Ces consultations institutionnelles, articulées au métacadre thérapeutique psychoéducatif et social, positionnent nécessairement le juridique et visent à étayer l’émergence d’une métagarance institutionnelle sécure. L’enjeu clinique est, ici, l’avènement d’une nouvelle métagarance institutionnelle alternative. La coconstruction d’un néo-contenant narratif institutionnel alternatif assure un remaillage du contenant institutionnel implosé, en étayage des accrocs et des déchirures du maillage-contenant institutionnel (Benghozi, 2005, 2019b).

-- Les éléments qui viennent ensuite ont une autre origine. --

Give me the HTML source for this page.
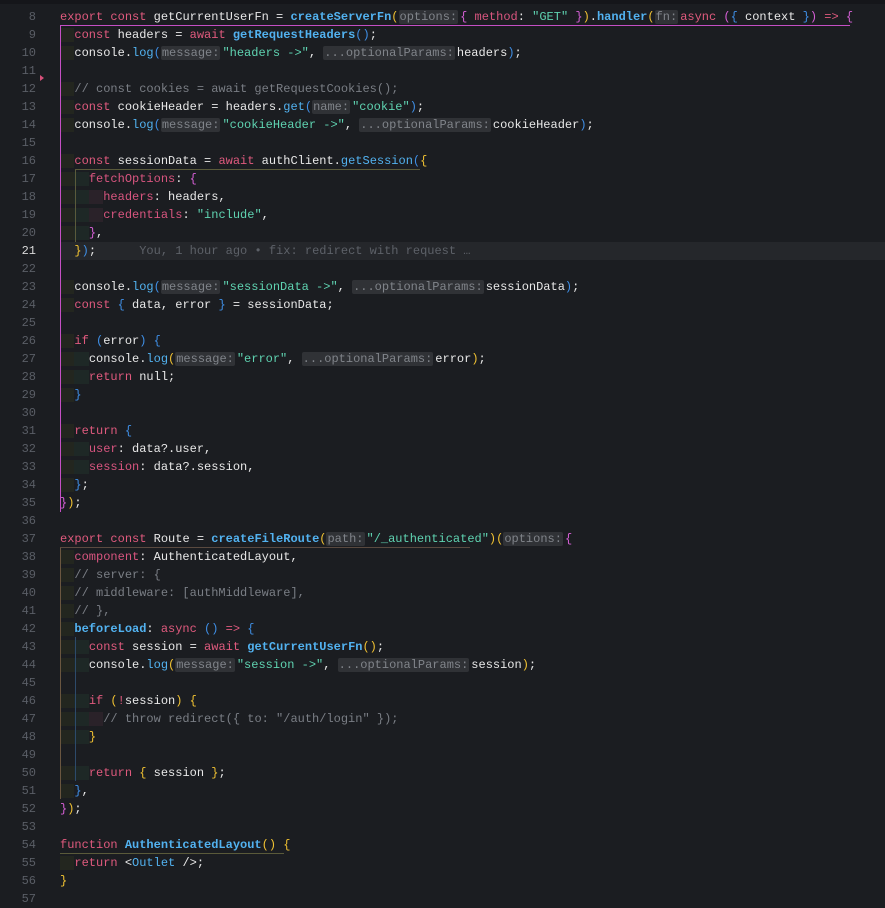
<!DOCTYPE html>
<html><head><meta charset="utf-8"><style>
body{margin:0;background:#1b1d21;width:885px;height:900px;overflow:hidden;position:relative;font-family:"Liberation Mono",monospace;font-size:12px}
.top{position:absolute;left:0;top:0;width:885px;height:4px;background:#15161a}
.ln{position:absolute;left:0;width:36px;text-align:right;color:#5a5e66;line-height:18px;height:18px}
.ln.cur{color:#d8d8d8}
.c{position:absolute;left:60px;white-space:pre;line-height:18px;height:18px;color:#e8e8e8}
.k{color:#e05a7e}.f{color:#52b2f0;font-weight:bold}.s{color:#5fd3b1}.m{color:#7a7e85}.p{color:#d8557f}
.y{color:#f1c232}.pk{color:#d65fd6}.b{color:#3f8fe6}.o{color:#52b2f0}
.h{background:#303236;color:#80848a;padding:0 1px;margin-right:2px;border-radius:2px}
.i1{background:#23261f}.i2{background:#1e2826}.i3{background:#2a2229}
.hl{position:absolute;left:60px;width:825px;height:18px;background:#25272b}
.bl{color:#5d6168}
.g{position:absolute;z-index:3}
</style></head><body>
<div class="top"></div>
<div class="hl" style="top:242px"></div>
<div id="L"></div>
<div class="g" style="left:60px;top:26px;width:1px;height:486px;background:#c44fc4"></div>
<div class="g" style="left:60px;top:25px;width:790px;height:1px;background:#c44fc4"></div>
<div class="g" style="left:40px;top:75px;width:0;height:0;border-left:4px solid #d6507a;border-top:3px solid transparent;border-bottom:3px solid transparent"></div>
<div class="g" style="left:75px;top:169px;width:345px;height:1px;background:#5a5a3a"></div>
<div class="g" style="left:75px;top:170px;width:1px;height:72px;background:#5a5a3a"></div>
<div class="g" style="left:60px;top:547px;width:1px;height:252px;background:#6a5640"></div>
<div class="g" style="left:75px;top:637px;width:1px;height:144px;background:#2d4a6a"></div>
<div class="g" style="left:60px;top:853px;width:224px;height:1px;background:#5a5a3a"></div>
<div class="g" style="left:60px;top:547px;width:410px;height:1px;background:#5a4a40"></div>
<script>
const L=[
[8,'<span class="k">export</span> <span class="k">const</span> getCurrentUserFn = <span class="f">createServerFn</span><span class="y">(</span><span class="h">options:</span><span class="pk">{</span> <span class="p">method</span>: <span class="s">"GET"</span> <span class="pk">}</span><span class="y">)</span>.<span class="f">handler</span><span class="y">(</span><span class="h">fn:</span><span class="k">async</span> <span class="pk">(</span><span class="b">{</span> context <span class="b">}</span><span class="pk">)</span> <span class="k">=&gt;</span> <span class="pk">{</span>'],
[9,'<span class="i1">  </span><span class="k">const</span> headers = <span class="k">await</span> <span class="f">getRequestHeaders</span><span class="b">()</span>;'],
[10,'<span class="i1">  </span>console.<span class="o">log</span><span class="b">(</span><span class="h">message:</span><span class="s">"headers -&gt;"</span>, <span class="h">...optionalParams:</span>headers<span class="b">)</span>;'],
[11,''],
[12,'<span class="i1">  </span><span class="m">// const cookies = await getRequestCookies();</span>'],
[13,'<span class="i1">  </span><span class="k">const</span> cookieHeader = headers.<span class="o">get</span><span class="b">(</span><span class="h">name:</span><span class="s">"cookie"</span><span class="b">)</span>;'],
[14,'<span class="i1">  </span>console.<span class="o">log</span><span class="b">(</span><span class="h">message:</span><span class="s">"cookieHeader -&gt;"</span>, <span class="h">...optionalParams:</span>cookieHeader<span class="b">)</span>;'],
[15,''],
[16,'<span class="i1">  </span><span class="k">const</span> sessionData = <span class="k">await</span> authClient.<span class="o">getSession</span><span class="b">(</span><span class="y">{</span>'],
[17,'<span class="i1">  </span><span class="i2">  </span><span class="p">fetchOptions</span>: <span class="pk">{</span>'],
[18,'<span class="i1">  </span><span class="i2">  </span><span class="i3">  </span><span class="p">headers</span>: headers,'],
[19,'<span class="i1">  </span><span class="i2">  </span><span class="i3">  </span><span class="p">credentials</span>: <span class="s">"include"</span>,'],
[20,'<span class="i1">  </span><span class="i2">  </span><span class="pk">}</span>,'],
[21,'  <span class="y">}</span><span class="b">)</span>;      <span class="bl">You, 1 hour ago • fix: redirect with request …</span>'],
[22,''],
[23,'<span class="i1">  </span>console.<span class="o">log</span><span class="b">(</span><span class="h">message:</span><span class="s">"sessionData -&gt;"</span>, <span class="h">...optionalParams:</span>sessionData<span class="b">)</span>;'],
[24,'<span class="i1">  </span><span class="k">const</span> <span class="b">{</span> data, error <span class="b">}</span> = sessionData;'],
[25,''],
[26,'<span class="i1">  </span><span class="k">if</span> <span class="b">(</span>error<span class="b">)</span> <span class="b">{</span>'],
[27,'<span class="i1">  </span><span class="i2">  </span>console.<span class="o">log</span><span class="y">(</span><span class="h">message:</span><span class="s">"error"</span>, <span class="h">...optionalParams:</span>error<span class="y">)</span>;'],
[28,'<span class="i1">  </span><span class="i2">  </span><span class="k">return</span> null;'],
[29,'<span class="i1">  </span><span class="b">}</span>'],
[30,''],
[31,'<span class="i1">  </span><span class="k">return</span> <span class="b">{</span>'],
[32,'<span class="i1">  </span><span class="i2">  </span><span class="p">user</span>: data?.user,'],
[33,'<span class="i1">  </span><span class="i2">  </span><span class="p">session</span>: data?.session,'],
[34,'<span class="i1">  </span><span class="b">}</span>;'],
[35,'<span class="pk">}</span><span class="y">)</span>;'],
[36,''],
[37,'<span class="k">export</span> <span class="k">const</span> Route = <span class="f">createFileRoute</span><span class="y">(</span><span class="h">path:</span><span class="s">"/_authenticated"</span><span class="y">)(</span><span class="h">options:</span><span class="pk">{</span>'],
[38,'<span class="i1">  </span><span class="p">component</span>: AuthenticatedLayout,'],
[39,'<span class="i1">  </span><span class="m">// server: {</span>'],
[40,'<span class="i1">  </span><span class="m">// middleware: [authMiddleware],</span>'],
[41,'<span class="i1">  </span><span class="m">// },</span>'],
[42,'<span class="i1">  </span><span class="f">beforeLoad</span>: <span class="k">async</span> <span class="b">()</span> <span class="k">=&gt;</span> <span class="b">{</span>'],
[43,'<span class="i1">  </span><span class="i2">  </span><span class="k">const</span> session = <span class="k">await</span> <span class="f">getCurrentUserFn</span><span class="y">()</span>;'],
[44,'<span class="i1">  </span><span class="i2">  </span>console.<span class="o">log</span><span class="y">(</span><span class="h">message:</span><span class="s">"session -&gt;"</span>, <span class="h">...optionalParams:</span>session<span class="y">)</span>;'],
[45,''],
[46,'<span class="i1">  </span><span class="i2">  </span><span class="k">if</span> <span class="y">(</span><span class="k">!</span>session<span class="y">)</span> <span class="y">{</span>'],
[47,'<span class="i1">  </span><span class="i2">  </span><span class="i3">  </span><span class="m">// throw redirect({ to: "/auth/login" });</span>'],
[48,'<span class="i1">  </span><span class="i2">  </span><span class="y">}</span>'],
[49,''],
[50,'<span class="i1">  </span><span class="i2">  </span><span class="k">return</span> <span class="y">{</span> session <span class="y">}</span>;'],
[51,'<span class="i1">  </span><span class="b">}</span>,'],
[52,'<span class="pk">}</span><span class="y">)</span>;'],
[53,''],
[54,'<span class="k">function</span> <span class="f">AuthenticatedLayout</span><span class="y">()</span> <span class="y">{</span>'],
[55,'<span class="i1">  </span><span class="k">return</span> &lt;<span class="o">Outlet</span> /&gt;;'],
[56,'<span class="y">}</span>'],
[57,'']];
let h='';
for(const [n,c] of L){const t=8+(n-8)*18;
h+=`<div class="ln${n==21?' cur':''}" style="top:${t}px">${n}</div><div class="c" style="top:${t}px">${c}</div>`;}
document.getElementById('L').innerHTML=h;
</script>
</body></html>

Nous ne développerons pas ici les défaillances et attaques de la métagarance enfin médiatisées, malgré l’omerta institutionnelle, dont témoignent les pratiques pédophiles par des prêtres, donc ayant un lien d’ascendance sur des enfants, trop longtemps couvertes par la conspiration maffieuse du silence, dans des institutions religieuses ou dans les organisations de type sectaire.
C’est aussi l’enjeu de la parole qui se libère à propos des violences sexuelles, dans les situations incestuelles et d’inceste, avec le mouvement #MeeToo, et de la mise en place, dans différentes institutions de la société du spectacle, de référents institutionnels chargés d’une protection de la métagarance institutionnelle des professionnels.
Au niveau des États
L’attaque de la métagarance est paradigmatique des États totalitaires. L’organisation du maillage des contenants des États totalitaires est isomorphe, c’est-à-dire analogue à celle des organisations familiales et institutionnelles incestuelles et incestueuses. Dans un État totalitaire, comme à la suite du coup d’État militaire au Chili avec le général Pinochet, la police, l’armée, la justice non seulement ne sont plus protectrices, par exemple, des enfants des rues, mais deviennent la menace et le danger. Des jeunes membres des jeunesses hitlériennes sous l’emprise de l’État totalitaire nazi, nous le savons, ont dénoncé leurs propres parents pour insoumission à l’idéologie du Reich.
C’est une des difficultés à penser avec le pacte radical d’alliance entre la familleadolescente et l’organisation jihadiste, le retour en France de ces adolescents, les “lionceaux du califat” embrigadés par Daesh, l’État islamiste (Benghozi, 2021a). C’est la métagarance des contenants de l’intime, des contenants du privé, des contenants du social, qui est attaquée.
Conclusion
La clinique de la métagarance nous concerne tous dans le lien que nous avons avec nos patients en thérapie, en formation ou, par exemple, dans une pratique de supervision…
C’est la référence à une position éthique dans notre clinique professionnelle, mais audelà, fondamentalement dans notre rapport subjectif à l’autre et à l’altérité, celle de son “visage” dans la continuité de Levinas (1991), celle du respect de la dignité du sujet (Benghozi, 1996), de la responsabilité du lien de l’Humain à l’Humain.